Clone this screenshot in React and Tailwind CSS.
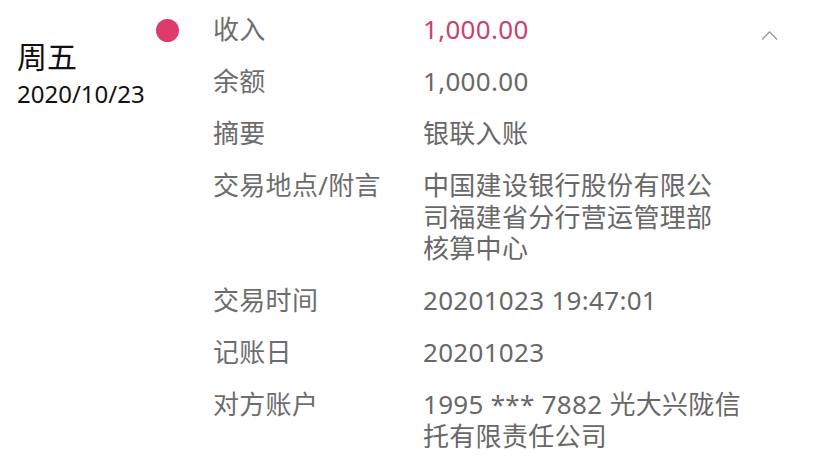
const rows = [
    { label: '收入', lines: ['1,000.00'], red: true },
    { label: '余额', lines: ['1,000.00'] },
    { label: '摘要', lines: ['银联入账'] },
    { label: '交易地点/附言', lines: ['中国建设银行股份有限公', '司福建省分行营运管理部', '核算中心'] },
    { label: '交易时间', lines: ['20201023 19:47:01'] },
    { label: '记账日', lines: ['20201023'] },
    { label: '对方账户', lines: ['1995 *** 7882 光大兴陇信', '托有限责任公司'] },
]

export default function App() {
    return (
        <div
            className="w-[828px] h-[467px] overflow-hidden bg-white flex pt-[14px]"
            style={{ fontFamily: '"Noto Sans", "Noto Sans CJK SC", sans-serif' }}
        >
            {/* 日期 */}
            <div className="w-[156px] pl-[17px] pt-[25px] shrink-0">
                <div className="text-[30px] leading-[36px] text-[#111]">周五</div>
                <div className="text-[24px] leading-[30px] mt-[4px] text-[#111]">2020/10/23</div>
            </div>

            {/* 标记点 */}
            <div className="w-[57px] shrink-0 pt-[4.5px]">
                <div className="w-[23px] h-[23px] rounded-full bg-[#dc3b6b]" />
            </div>

            {/* 明细 */}
            <div className="grid grid-cols-[210px_auto] gap-y-[20.5px] text-[26px] leading-[31.5px] tracking-[0.3px] content-start">
                {rows.map(r => (
                    <div key={r.label} className="contents">
                        <div className="text-[#6d6d6d] whitespace-nowrap">{r.label}</div>
                        <div className={r.red ? 'text-[#c9426f]' : 'text-[#686868]'}>
                            {r.lines.map(l => (
                                <div key={l} className="whitespace-nowrap">{l}</div>
                            ))}
                        </div>
                    </div>
                ))}
            </div>

            <div className="ml-auto mr-[50px] pt-[16px] shrink-0">
                <svg width="17" height="10" viewBox="0 0 17 10" fill="none">
                    <path d="M1 9.5 L8.5 2 L16 9.5" stroke="#9a9a9a" strokeWidth="1.4" />
                </svg>
            </div>
        </div>
    )
}
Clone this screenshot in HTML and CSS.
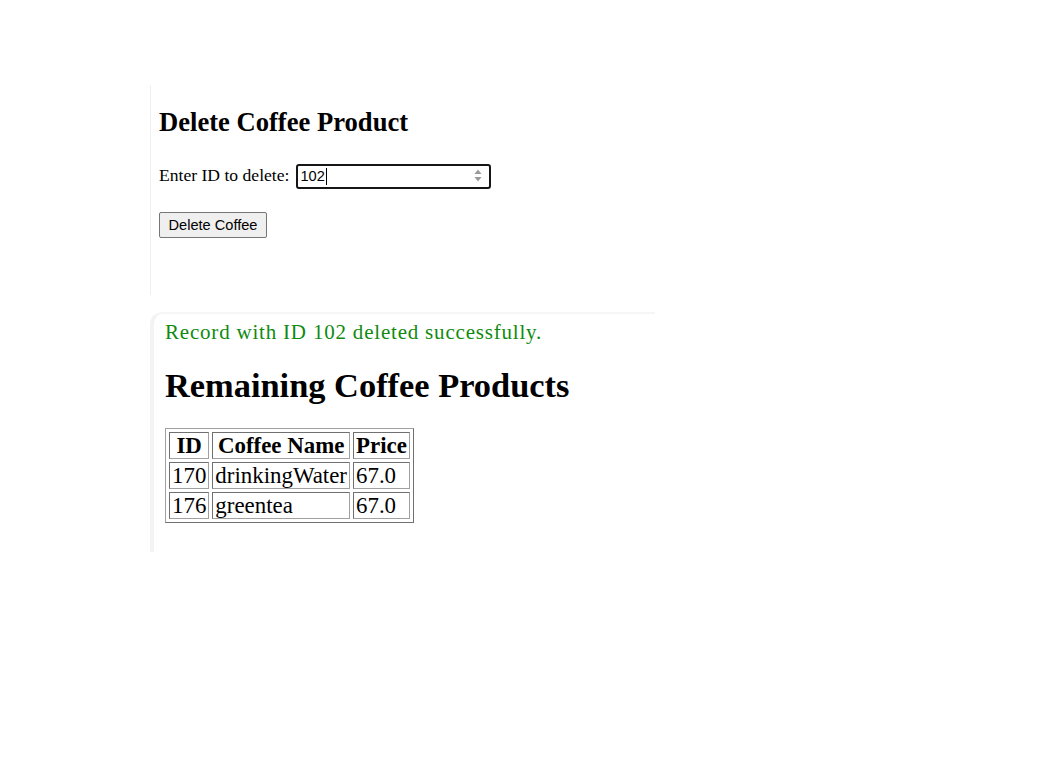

════════════════════

§ **The problem**: Write out every entry again word for word, without any of the pictures.

§ **Task answer**:
Clone this screenshot in React and Tailwind CSS.
const rows = [
    { label: '收入', lines: ['1,000.00'], red: true },
    { label: '余额', lines: ['1,000.00'] },
    { label: '摘要', lines: ['银联入账'] },
    { label: '交易地点/附言', lines: ['中国建设银行股份有限公', '司福建省分行营运管理部', '核算中心'] },
    { label: '交易时间', lines: ['20201023 19:47:01'] },
    { label: '记账日', lines: ['20201023'] },
    { label: '对方账户', lines: ['1995 *** 7882 光大兴陇信', '托有限责任公司'] },
]

export default function App() {
    return (
        <div
            className="w-[828px] h-[467px] overflow-hidden bg-white flex pt-[14px]"
            style={{ fontFamily: '"Noto Sans", "Noto Sans CJK SC", sans-serif' }}
        >
            {/* 日期 */}
            <div className="w-[156px] pl-[17px] pt-[25px] shrink-0">
                <div className="text-[30px] leading-[36px] text-[#111]">周五</div>
                <div className="text-[24px] leading-[30px] mt-[4px] text-[#111]">2020/10/23</div>
            </div>

            {/* 标记点 */}
            <div className="w-[57px] shrink-0 pt-[4.5px]">
                <div className="w-[23px] h-[23px] rounded-full bg-[#dc3b6b]" />
            </div>

            {/* 明细 */}
            <div className="grid grid-cols-[210px_auto] gap-y-[20.5px] text-[26px] leading-[31.5px] tracking-[0.3px] content-start">
                {rows.map(r => (
                    <div key={r.label} className="contents">
                        <div className="text-[#6d6d6d] whitespace-nowrap">{r.label}</div>
                        <div className={r.red ? 'text-[#c9426f]' : 'text-[#686868]'}>
                            {r.lines.map(l => (
                                <div key={l} className="whitespace-nowrap">{l}</div>
                            ))}
                        </div>
                    </div>
                ))}
            </div>

            <div className="ml-auto mr-[50px] pt-[16px] shrink-0">
                <svg width="17" height="10" viewBox="0 0 17 10" fill="none">
                    <path d="M1 9.5 L8.5 2 L16 9.5" stroke="#9a9a9a" strokeWidth="1.4" />
                </svg>
            </div>
        </div>
    )
}
Clone this screenshot in HTML and CSS.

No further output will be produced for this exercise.